Lift out all lines below that contain "this".

··· Data provided ···

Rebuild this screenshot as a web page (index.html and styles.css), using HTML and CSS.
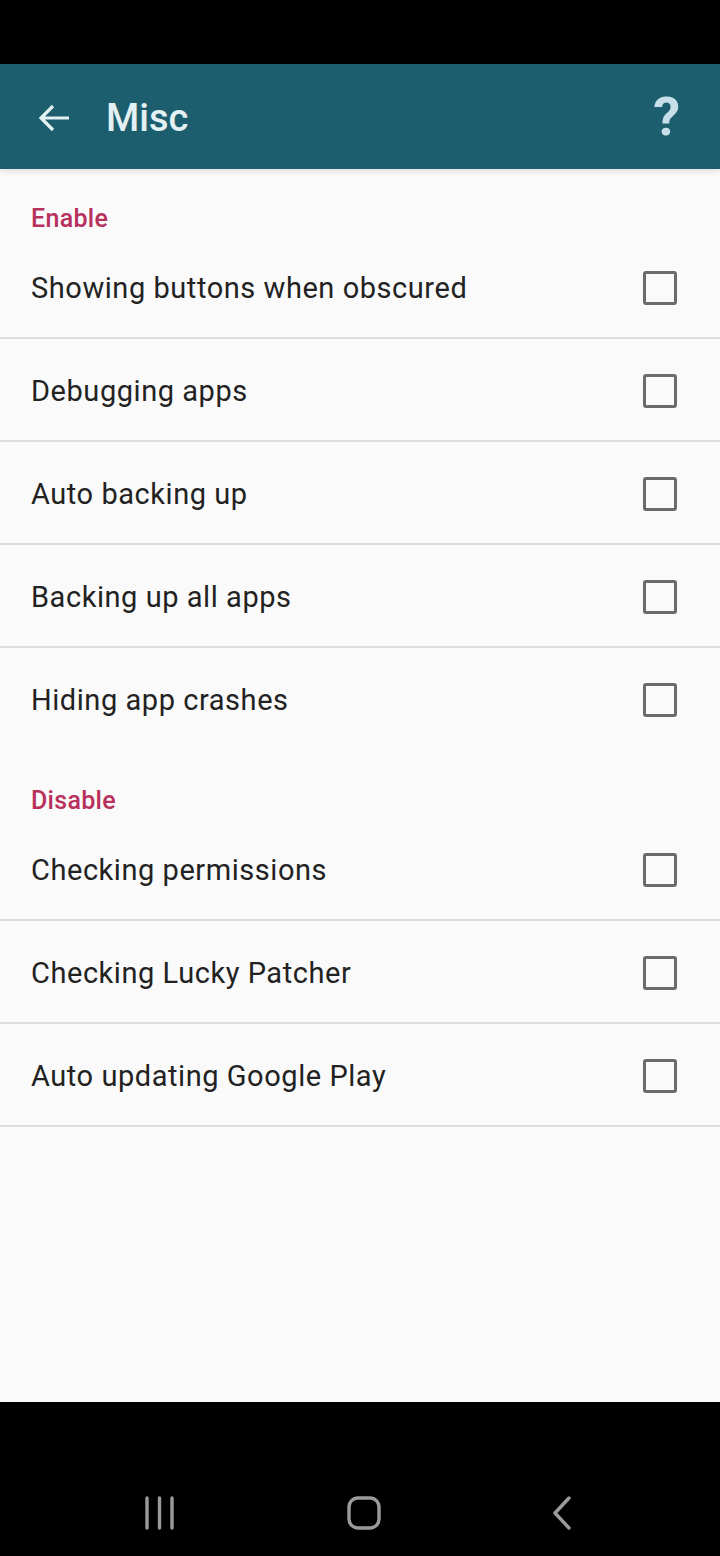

···
··· Data provided ···

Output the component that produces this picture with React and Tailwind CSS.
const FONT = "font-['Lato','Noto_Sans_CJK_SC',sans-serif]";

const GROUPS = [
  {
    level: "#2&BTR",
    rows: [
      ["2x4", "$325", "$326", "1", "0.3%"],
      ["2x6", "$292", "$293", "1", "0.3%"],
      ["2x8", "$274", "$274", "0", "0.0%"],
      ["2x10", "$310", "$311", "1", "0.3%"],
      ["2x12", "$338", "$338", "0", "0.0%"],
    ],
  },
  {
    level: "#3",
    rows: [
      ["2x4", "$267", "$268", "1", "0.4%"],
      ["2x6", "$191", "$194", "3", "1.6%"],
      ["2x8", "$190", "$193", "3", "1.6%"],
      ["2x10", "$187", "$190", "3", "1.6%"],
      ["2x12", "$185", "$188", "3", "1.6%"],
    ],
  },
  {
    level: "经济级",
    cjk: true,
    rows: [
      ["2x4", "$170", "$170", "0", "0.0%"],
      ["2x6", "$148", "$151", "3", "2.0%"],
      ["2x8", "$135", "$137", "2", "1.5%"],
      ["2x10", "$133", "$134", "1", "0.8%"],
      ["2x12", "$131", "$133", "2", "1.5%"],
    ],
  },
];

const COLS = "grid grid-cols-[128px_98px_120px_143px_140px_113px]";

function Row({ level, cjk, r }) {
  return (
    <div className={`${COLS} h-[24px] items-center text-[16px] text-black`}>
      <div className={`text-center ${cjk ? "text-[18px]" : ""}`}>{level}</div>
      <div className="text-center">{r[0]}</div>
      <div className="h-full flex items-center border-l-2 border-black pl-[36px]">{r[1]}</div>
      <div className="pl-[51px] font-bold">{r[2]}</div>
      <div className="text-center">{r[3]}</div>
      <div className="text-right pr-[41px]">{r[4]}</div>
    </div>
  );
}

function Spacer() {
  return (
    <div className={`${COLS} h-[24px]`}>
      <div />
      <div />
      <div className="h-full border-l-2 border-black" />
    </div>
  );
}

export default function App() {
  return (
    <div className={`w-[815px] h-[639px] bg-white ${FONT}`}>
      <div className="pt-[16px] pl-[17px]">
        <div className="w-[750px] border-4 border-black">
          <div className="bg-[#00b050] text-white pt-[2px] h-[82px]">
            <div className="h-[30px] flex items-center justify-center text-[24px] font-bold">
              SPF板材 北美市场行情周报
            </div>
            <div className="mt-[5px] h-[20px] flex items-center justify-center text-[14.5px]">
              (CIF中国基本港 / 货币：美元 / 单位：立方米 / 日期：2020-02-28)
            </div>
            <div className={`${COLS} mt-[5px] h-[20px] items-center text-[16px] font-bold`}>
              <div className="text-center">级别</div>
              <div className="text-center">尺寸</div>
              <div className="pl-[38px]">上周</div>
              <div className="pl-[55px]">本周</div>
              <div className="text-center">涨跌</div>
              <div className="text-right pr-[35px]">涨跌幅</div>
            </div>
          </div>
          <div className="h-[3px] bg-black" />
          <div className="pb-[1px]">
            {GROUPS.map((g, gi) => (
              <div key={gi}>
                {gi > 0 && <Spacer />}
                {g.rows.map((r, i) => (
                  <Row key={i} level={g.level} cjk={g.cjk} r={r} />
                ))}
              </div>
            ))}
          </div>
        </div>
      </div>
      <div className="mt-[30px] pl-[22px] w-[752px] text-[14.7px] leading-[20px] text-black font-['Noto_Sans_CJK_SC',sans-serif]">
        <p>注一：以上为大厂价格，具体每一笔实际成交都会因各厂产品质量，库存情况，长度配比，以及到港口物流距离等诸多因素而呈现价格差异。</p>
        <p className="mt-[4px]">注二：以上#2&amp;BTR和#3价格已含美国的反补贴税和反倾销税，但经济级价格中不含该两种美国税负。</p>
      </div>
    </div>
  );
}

···

▶ Expected answer
Rebuild this screenshot as a web page (index.html and styles.css), using HTML and CSS.
Output the component that produces this picture with React and Tailwind CSS.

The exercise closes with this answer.